8.2. Refund or Payment upon Termination. Upon any termination for cause by You, We shall refund You any prepaid fees covering the remainder of the term of all subscriptions after the effective date of termination. Upon any termination for cause by Us, You shall pay any unpaid fees covering the remainder of the term of all Order Forms after the effective date of termination. In no event shall any termination relieve You of the obligation to pay any fees payable to Us for the period prior to the effective date of termination.
9.1 Remedies. The Customer’s remedies in this Agreement are exclusive.
9.2 Entire Agreement. This Agreement: (i) is the complete and exclusive statement of the agreement between the parties which supersedes all proposal, oral or written and all other communications between the parties relating to the subject of this Agreement; (ii) may not be assigned, sublicensed, or otherwise transferred by Customer without the prior written consent of Viv, but its terms and conditions shall extend to and bind any permitted successor or assign; and (iii) shall be governed by the laws of the State of California.

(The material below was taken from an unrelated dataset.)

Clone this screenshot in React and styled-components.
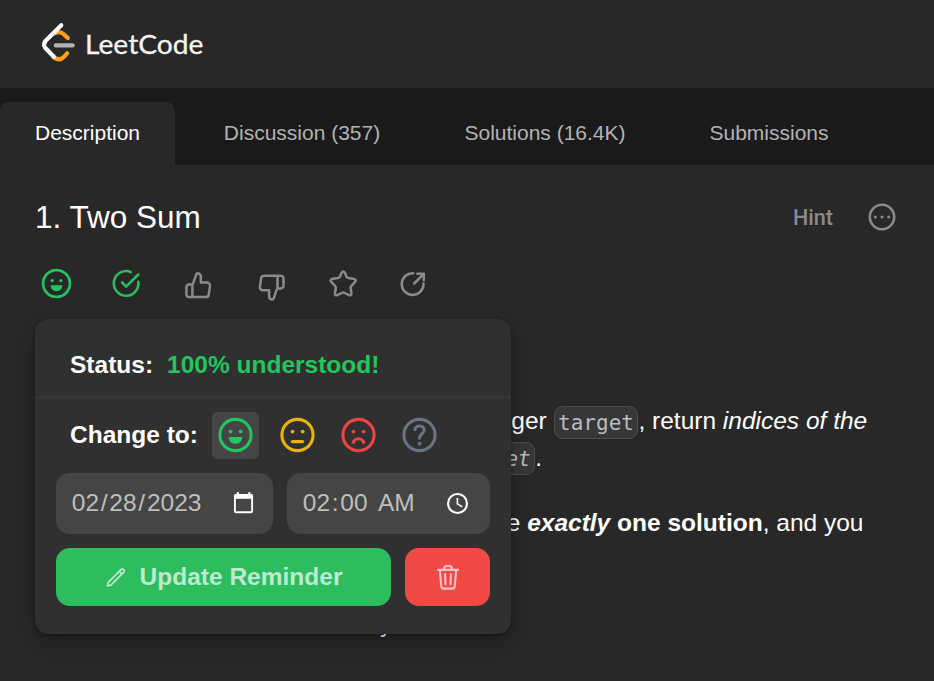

9.3 Severability. The failure by either party at any time to require performance of the other party of any provision of this Agreement shall in no way affect the right of such party thereafter to enforce the same provision, nor shall the waiver by either party of any breach of any provision hereof be taken or held to be a waiver of any succeeding breach of such provision, or as a waiver of the provision itself.
9.4 Headings. The section headings in this Agreement are for convenient reference only and shall be given no substantive or interpretive effect.